In this post we learned the term frequency inverse document frequency (tf-idf) analysis and implemented it on four great political theorists. We finished by exploring tfidf in comparison to a bag of words analysis and showed the benefits of each. This also emphasizes how we define important: Important to a document by itself or important to a document compared to other documents. The definition of ‘important’ here also highlights tf-idf heuristic quantifying approach (specifically the idf) and thus should be used with caution. If you are aware of theoretical development of it I’d be glad to read more about it.

By now you should be equipped to give tf-idf a try yourself on a corpus of documents you find appropriate.

### Where to next

• Further reading about text analysis - If you want to read more on text mining with R, I highly recommend the Julia Silge & David Robinson’s text mining with R bookand/or exploring the {quanteda} package.

• Text datasets - As to finding text data, you can try the {gutenbergr} package that gives access to thousands of books, a #TidyTuesday data set or collect tweets from Twitter using the {rtweet} package.

• Other posts of mine - If you’re interested in other posts of mine where I explore some text you can read my Israeli elections Twitter tweets analysis.

That’s it for now. Feel free to contact me for any and all comments!

#### Notes

1. A single document can be a book, chapter, paragraph or sentence, it all depends on your research and what you define as an ‘entity’ within a corpus of text.
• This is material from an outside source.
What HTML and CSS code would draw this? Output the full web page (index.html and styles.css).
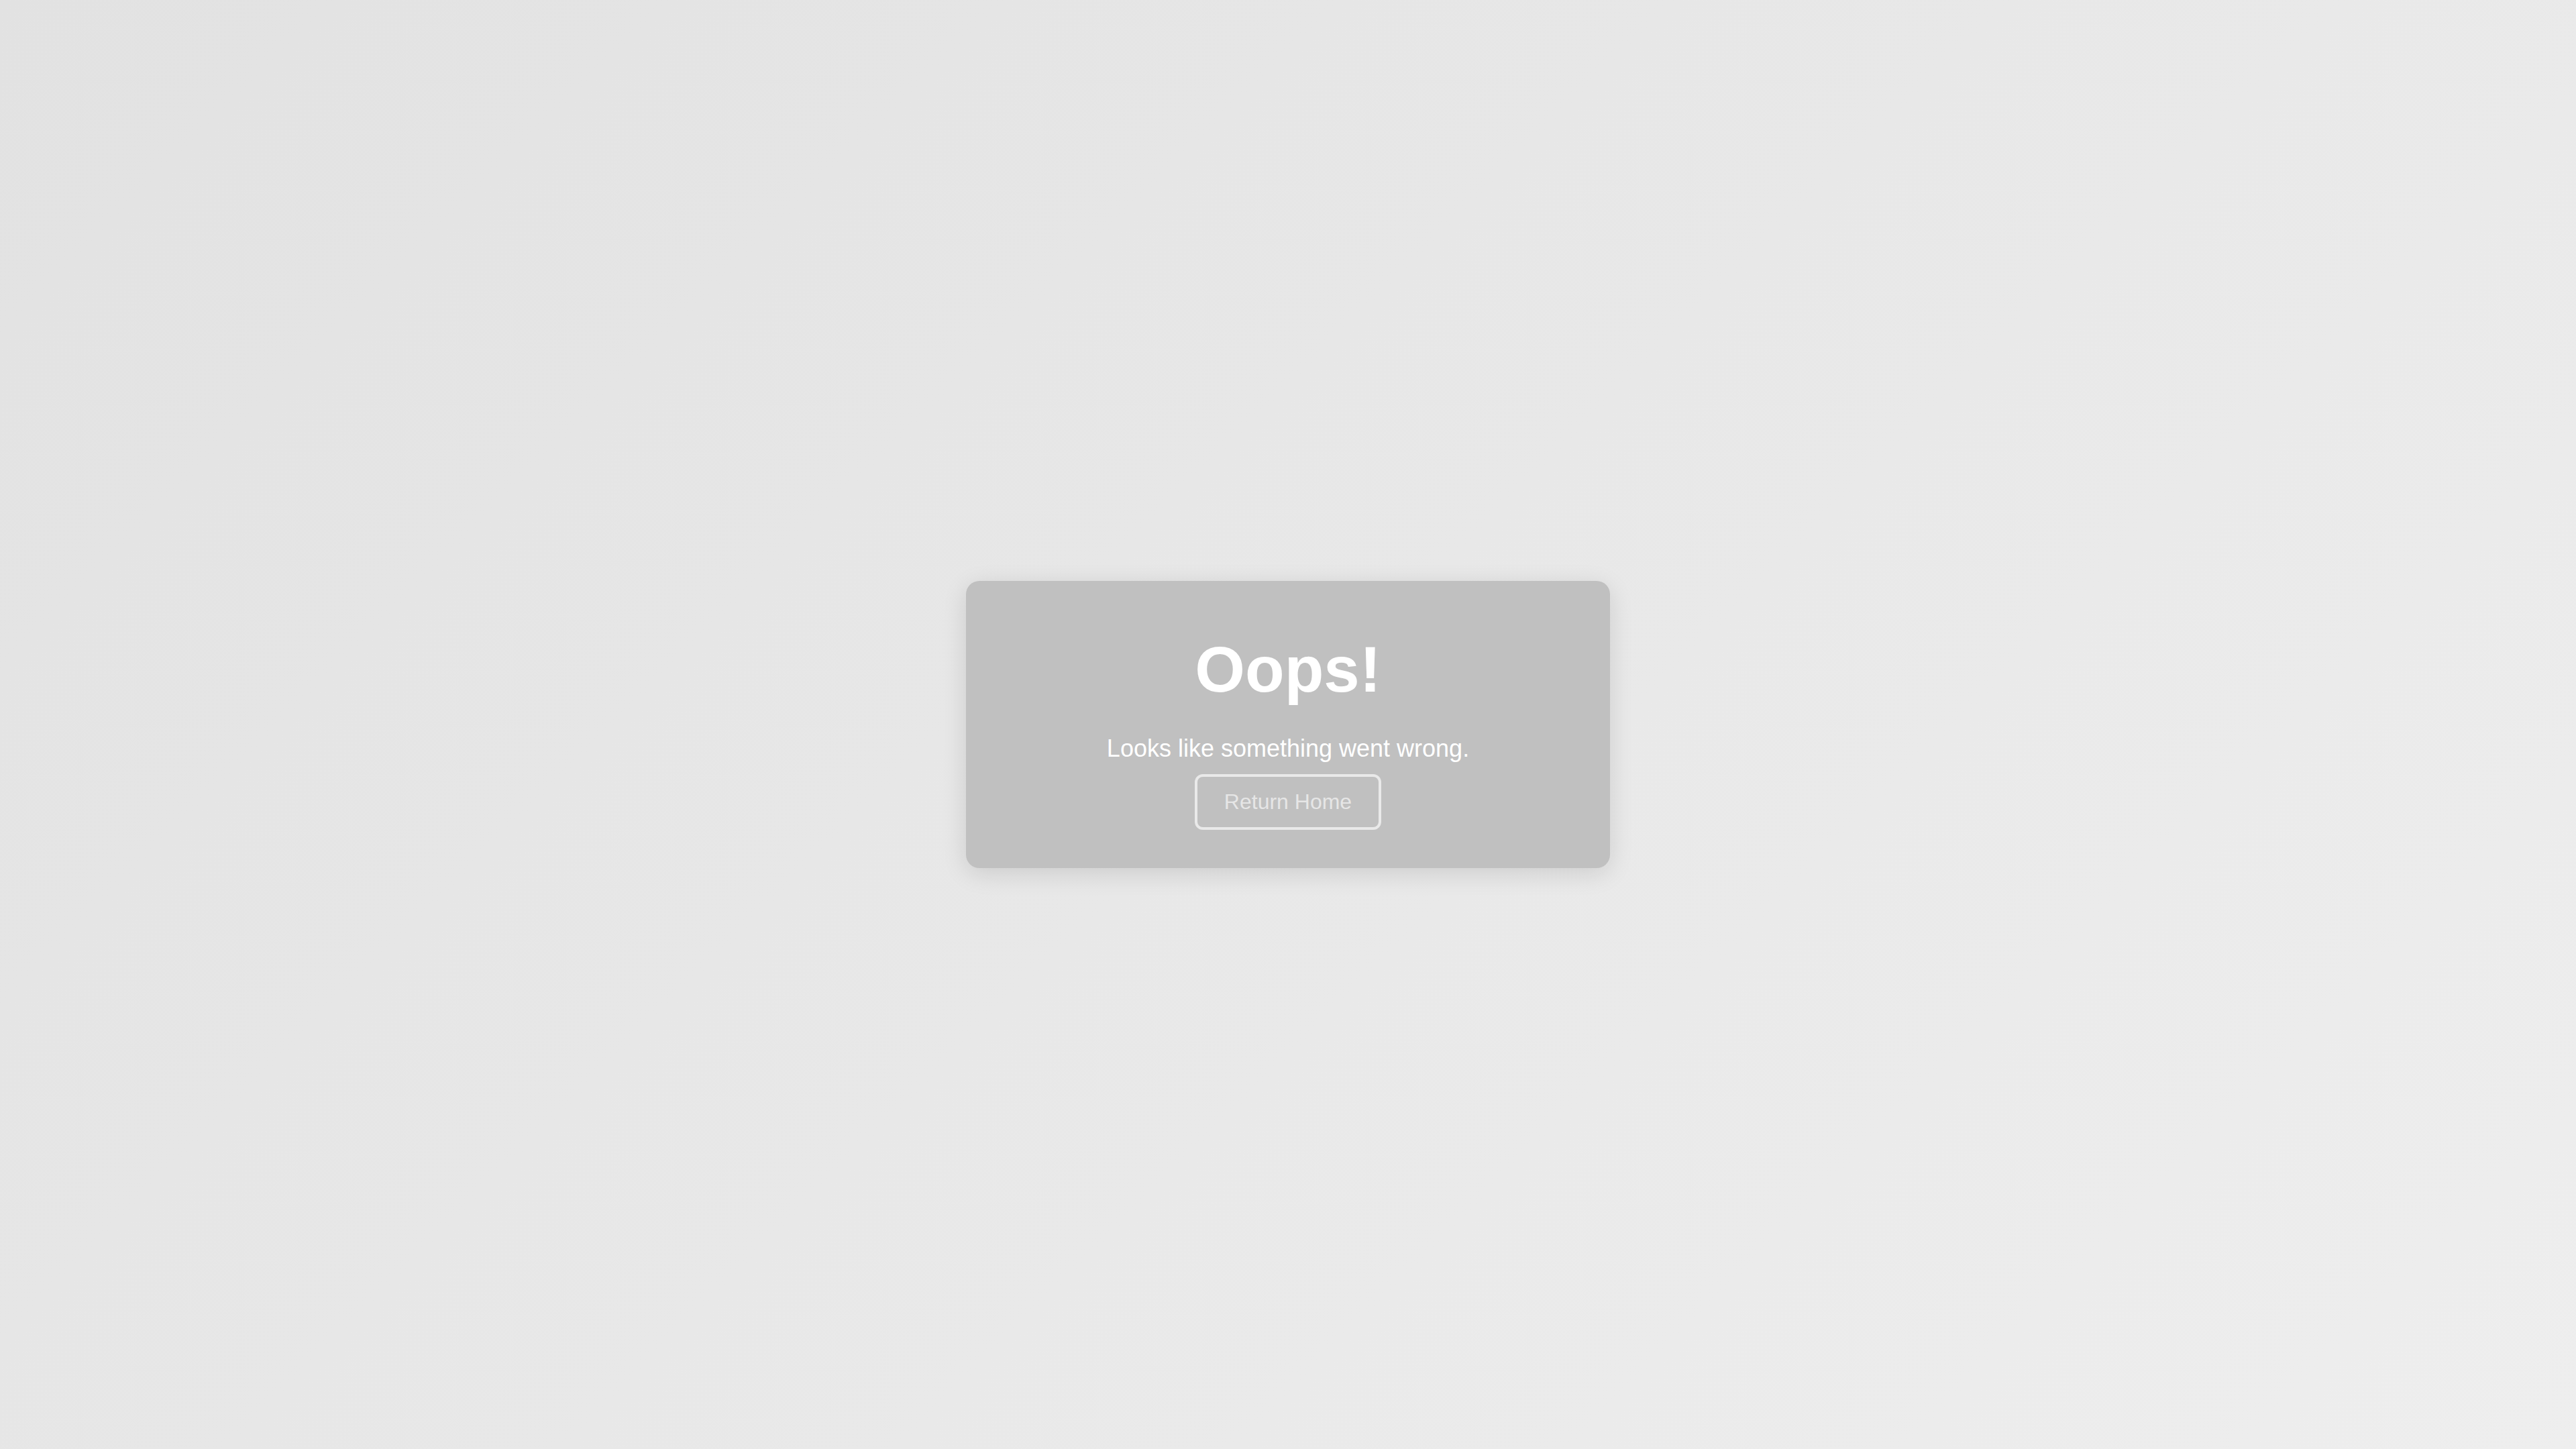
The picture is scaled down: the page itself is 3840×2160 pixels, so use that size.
FILE: index.html
```html
<!DOCTYPE html>
<html lang="en">
<head>
<meta charset="utf-8">
<title>Oops!</title>
<link rel="stylesheet" href="styles.css">
</head>
<body>
<main class="page">
  <section class="card">
    <h1 class="title">Oops!</h1>
    <p class="message">Looks like something went wrong.</p>
    <a class="btn" href="#">Return Home</a>
  </section>
</main>
</body>
</html>
```
FILE: styles.css
```css
html, body {
  margin: 0;
  padding: 0;
  height: 100%;
}
body {
  font-family: "Liberation Sans", Arial, sans-serif;
  background: linear-gradient(135deg, #e2e2e2 0%, #e8e8e8 50%, #eeeeee 100%);
}
.page {
  height: 100vh;
  display: flex;
  align-items: center;
  justify-content: center;
}
.card {
  width: 960px;
  box-sizing: border-box;
  padding: 77px 40px 57px;
  background: #c0c0c0;
  border-radius: 20px;
  box-shadow: 0 8px 36px rgba(0, 0, 0, 0.12);
  display: flex;
  flex-direction: column;
  align-items: center;
  text-align: center;
}
.title {
  margin: 0;
  font-size: 96px;
  font-weight: bold;
  line-height: normal;
  color: #ffffff;
}
.message {
  margin: 42px 0 17px;
  font-size: 36px;
  line-height: normal;
  color: #ffffff;
}
.btn {
  display: inline-block;
  padding: 19px 40px;
  border: 4px solid #e9e9e9;
  border-radius: 12px;
  font-size: 32px;
  line-height: normal;
  color: #e6e6e6;
  text-decoration: none;
  background: transparent;
}
```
2. What’s log ratio? In general, and for the purpose of the tf-idf, a logarithm transformation (in short $$log$$) helps in reducing wide ranged numbers to smaller scopes. Assuming we have the following $$\log _{2}(16) = x$$, we ask ourselves (and calculate) 2 in the power of what (x) will give us 16. so in this case 2^3 will give us 16, which is basically written as $$\log _{2}(16) = 3$$. In order to generalize it, $$\log _{b}(x) = y$$, means b is the base we will raise to the power of y to reach x. Therefore written oppositely as $$b^y = x$$. The common uses of log are $$\log_2$$, $$\log_{10}$$ and $$log_e$$, also written as plain log.